Enfin, il y a le collège. « L’arbitrage m’apporte beaucoup également pour l’école. Grâce à lui, j’ai pu très vite développer mon anglais et cette année j’ai eu l’opportunité de passer un examen pour pouvoir enseigner le sport en anglais. La patience et la gestion des émotions également : on est très souvent impliqué dans la gestion de conflit sur le terrain et même parfois après ; par conséquent, j’avoue que gérer une classe est devenu beaucoup plus facile au fil des années. »

Les valeurs du sport, au collège comme sur un terrain de basket

« Pour faire le parallèle, le rapport à la règle est intéressant, dans l’arbitrage ou à l’école : la règle doit être claire et comprise de tous, je dois réagir pour ceux qui ne la respectent pas avec une communication adaptée et ensuite sanctionner s’il le faut. Entre collègues dans l’arbitrage, on se dit souvent une phrase un peu tordue : « je dis ce que je vais faire et surtout je fais ce que j’ai dit que j’allais faire : c’est le premier pas vers la crédibilité et le respect ». L’esprit de cette phrase s’applique également à l’école.

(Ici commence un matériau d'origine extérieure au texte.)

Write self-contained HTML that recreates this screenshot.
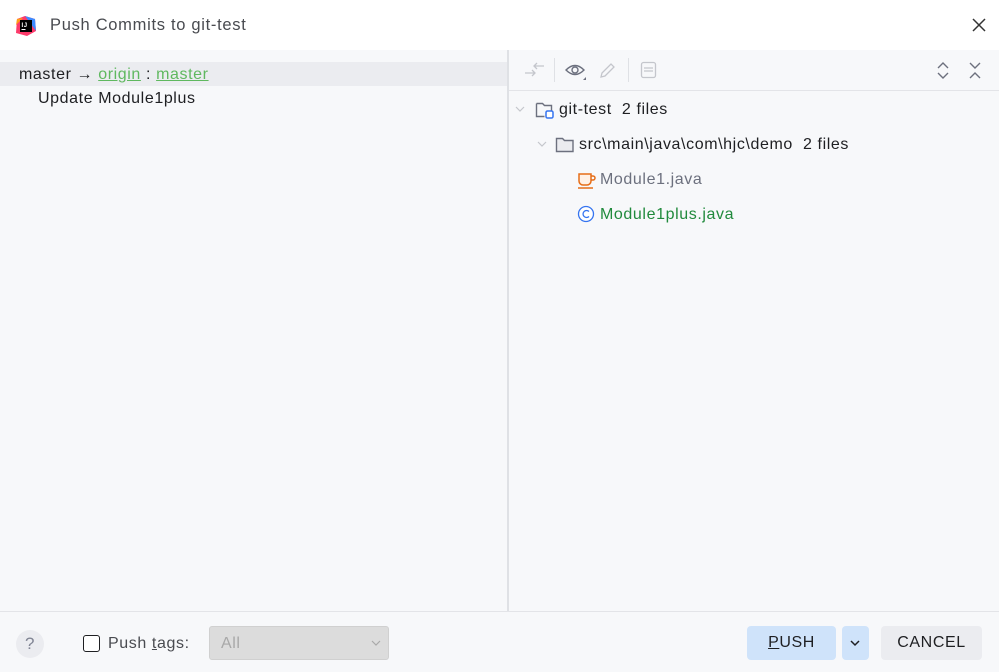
<!DOCTYPE html>
<html><head><style>
*{margin:0;padding:0;box-sizing:border-box}
body{width:999px;height:672px;background:#f7f8fa;font-family:"Liberation Sans",sans-serif;font-size:16px;letter-spacing:0.6px;color:#1e1f22;position:relative;overflow:hidden}
.abs{position:absolute}
.title{left:0;top:0;width:999px;height:50px;background:#fff}
.u{text-decoration:underline;color:#5fb85f}
</style></head><body>
<div class="abs title"></div>
<svg class="abs" style="left:15px;top:15px" width="22" height="22" viewBox="0 0 22 22"><path d="M2 4 L10 1 L20 4 L21 16 L12 21 L1 18Z" fill="#fc3a6a"/><path d="M10 1 L20 4 L21 16 Z" fill="#3d8bff"/><path d="M1 10 L2 4 L8 3Z" fill="#ff9d16"/><rect x="5" y="5" width="12" height="12" fill="#000"/><text x="6.5" y="12" font-size="6" fill="#fff" font-family="Liberation Sans" font-weight="bold">IJ</text><rect x="6.5" y="14" width="4" height="1" fill="#fff"/></svg>
<div class="abs" style="left:50px;top:16px;font-size:16.5px;letter-spacing:0.7px;color:#494b50">Push Commits to git-test</div>
<svg class="abs" style="left:972px;top:18px" width="14" height="14"><path d="M1 1L13 13M13 1L1 13" stroke="#333" stroke-width="1.5"/></svg>

<div class="abs" style="left:0;top:62px;width:508px;height:24px;background:#ebecf0"></div>
<div class="abs" style="left:19px;top:66px">master → <span class="u">origin</span> : <span class="u">master</span></div>
<div class="abs" style="left:38px;top:90px">Update Module1plus</div>

<div class="abs" style="left:507px;top:50px;width:2px;height:561px;background:#dfe1e5"></div>
<div class="abs" style="left:509px;top:90px;width:490px;height:1px;background:#e3e4e8"></div>
<svg class="abs" style="left:522px;top:58px" width="24" height="24"><path d="M3 15H13M10 12l3 3-3 3M22 8H12M15 5l-3 3 3 3" stroke="#c4c6cc" stroke-width="1.3" fill="none"/></svg>
<div class="abs" style="left:554px;top:58px;width:1px;height:24px;background:#dfe1e5"></div>
<svg class="abs" style="left:564px;top:61px" width="24" height="20"><path d="M2 9 Q11 0 20 9 Q11 18 2 9Z" stroke="#6c707e" stroke-width="1.4" fill="none"/><circle cx="11" cy="9" r="3" stroke="#6c707e" stroke-width="1.4" fill="none"/><path d="M19 19h3v-3z" fill="#6c707e"/></svg>
<svg class="abs" style="left:598px;top:60px" width="20" height="20"><path d="M3 17l1-4 9-9 3 3-9 9z" stroke="#c4c6cc" stroke-width="1.3" fill="none"/></svg>
<div class="abs" style="left:628px;top:58px;width:1px;height:24px;background:#dfe1e5"></div>
<svg class="abs" style="left:639px;top:60px" width="20" height="20"><rect x="2.5" y="2.5" width="14" height="15" rx="2" stroke="#c4c6cc" stroke-width="1.3" fill="none"/><path d="M5 8h9M5 11h9" stroke="#c4c6cc" stroke-width="1.3"/></svg>
<svg class="abs" style="left:934px;top:60px" width="18" height="22"><path d="M4 8l5-5 5 5M4 13l5 5 5-5" stroke="#6c707e" stroke-width="1.4" fill="none"/></svg>
<svg class="abs" style="left:966px;top:60px" width="18" height="22"><path d="M4 3l5 5 5-5M4 18l5-5 5 5" stroke="#6c707e" stroke-width="1.4" fill="none"/></svg>

<svg class="abs" style="left:514px;top:104px" width="12" height="10"><path d="M2 3l4 4 4-4" stroke="#c4c6cc" stroke-width="1.2" fill="none"/></svg>
<svg class="abs" style="left:535px;top:100px" width="22" height="20"><path d="M1.5 3.5h6l2 2h7v5M1.5 3.5v13h8" stroke="#6c707e" stroke-width="1.4" fill="none"/><rect x="11" y="11" width="7" height="7" rx="1.5" stroke="#3574f0" stroke-width="1.5" fill="#fff"/></svg>
<div class="abs" style="left:559px;top:101px">git-test&nbsp; 2 files</div>
<svg class="abs" style="left:536px;top:139px" width="12" height="10"><path d="M2 3l4 4 4-4" stroke="#c4c6cc" stroke-width="1.2" fill="none"/></svg>
<svg class="abs" style="left:555px;top:135px" width="20" height="20"><path d="M1.5 3.5h6l2 2h8.5v11h-16.5z" stroke="#6c707e" stroke-width="1.4" fill="#ebecf0"/></svg>
<div class="abs" style="left:579px;top:136px">src\main\java\com\hjc\demo&nbsp; 2 files</div>
<svg class="abs" style="left:577px;top:170px" width="20" height="20"><path d="M2 4h12v7a4 4 0 0 1-4 4H6a4 4 0 0 1-4-4z" stroke="#e66d17" stroke-width="1.5" fill="#fff1e6"/><path d="M14 6h2a2 2 0 0 1 0 4h-2" stroke="#e66d17" stroke-width="1.5" fill="none"/><path d="M1 18h15" stroke="#e66d17" stroke-width="1.5"/></svg>
<div class="abs" style="left:600px;top:171px;color:#6c707e">Module1.java</div>
<svg class="abs" style="left:577px;top:205px" width="18" height="18"><circle cx="9" cy="9" r="7.5" stroke="#3574f0" stroke-width="1.3" fill="#fff"/><path d="M12 6.5a3.5 3.5 0 1 0 0 5" stroke="#3574f0" stroke-width="1.3" fill="none"/></svg>
<div class="abs" style="left:600px;top:206px;color:#208a3c">Module1plus.java</div>

<div class="abs" style="left:0;top:611px;width:999px;height:1px;background:#e3e4e8"></div>
<div class="abs" style="left:16px;top:630px;width:28px;height:28px;border-radius:14px;background:#ebecf0;color:#818594;text-align:center;line-height:28px;font-size:17px">?</div>
<div class="abs" style="left:83px;top:635px;width:17px;height:17px;border:1.5px solid #1e1f22;border-radius:3px;background:#fff"></div>
<div class="abs" style="left:108px;top:635px;color:#494b50">Push <u>t</u>ags:</div>
<div class="abs" style="left:209px;top:626px;width:180px;height:34px;background:#dcdcdc;border:1px solid #d0d0d0;border-radius:3px;color:#a8a8a8;padding:8px 0 0 11px">All</div>
<svg class="abs" style="left:370px;top:638px" width="12" height="10"><path d="M2 3l4 4 4-4" stroke="#a8a8a8" stroke-width="1.2" fill="none"/></svg>
<div class="abs" style="left:747px;top:626px;width:89px;height:34px;background:#cfe3fa;border-radius:4px;text-align:center;line-height:34px;color:#1e1f22"><u>P</u>USH</div>
<div class="abs" style="left:842px;top:626px;width:27px;height:34px;background:#cfe3fa;border-radius:4px"></div>
<svg class="abs" style="left:849px;top:638px" width="12" height="10"><path d="M2 3l4 4 4-4" stroke="#1e1f22" stroke-width="1.5" fill="none"/></svg>
<div class="abs" style="left:881px;top:626px;width:101px;height:34px;background:#ebecf0;border-radius:4px;text-align:center;line-height:34px">CANCEL</div>
</body></html>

Et lorsqu’on lui demande si ça change quelque chose d’enseigner dans une maison salésienne, la réponse ne tarde pas : « Le côté salésien à l’école je le retrouve également au basket par la confiance que l’on instaure avec les acteurs du jeu, explique Alexandre. Dans les briefings avec les collègues, je parle souvent de cet aspect : si tu fais une erreur, je serai là pour toi et je sais que tu seras là pour moi. C’est un monde avec beaucoup de concurrence et on m’a parfois reproché d’être un peu trop gentil avec ce genre de discours… Mais selon moi être ambitieux n’empêche pas de faire confiance, d’être transparent et d’assumer ses erreurs. On progresse tellement plus vite de cette manière et surtout avec le cœur léger, sans mauvais sentiments. »

Au fil des années, Alexandre a beaucoup d’anecdotes à partager avec ses collègues, notamment des aventures invraisemblables liées au transport ou à des personnalités rencontrées. En ce moment, ce sont plutôt les tests PCR, antigéniques et des règles qui changent toutes les semaines en fonction des pays qui reviennent dans la discussion.

Et puis, il y a la suite : 2024 n’est pas loin, avec les prochains JO de Paris.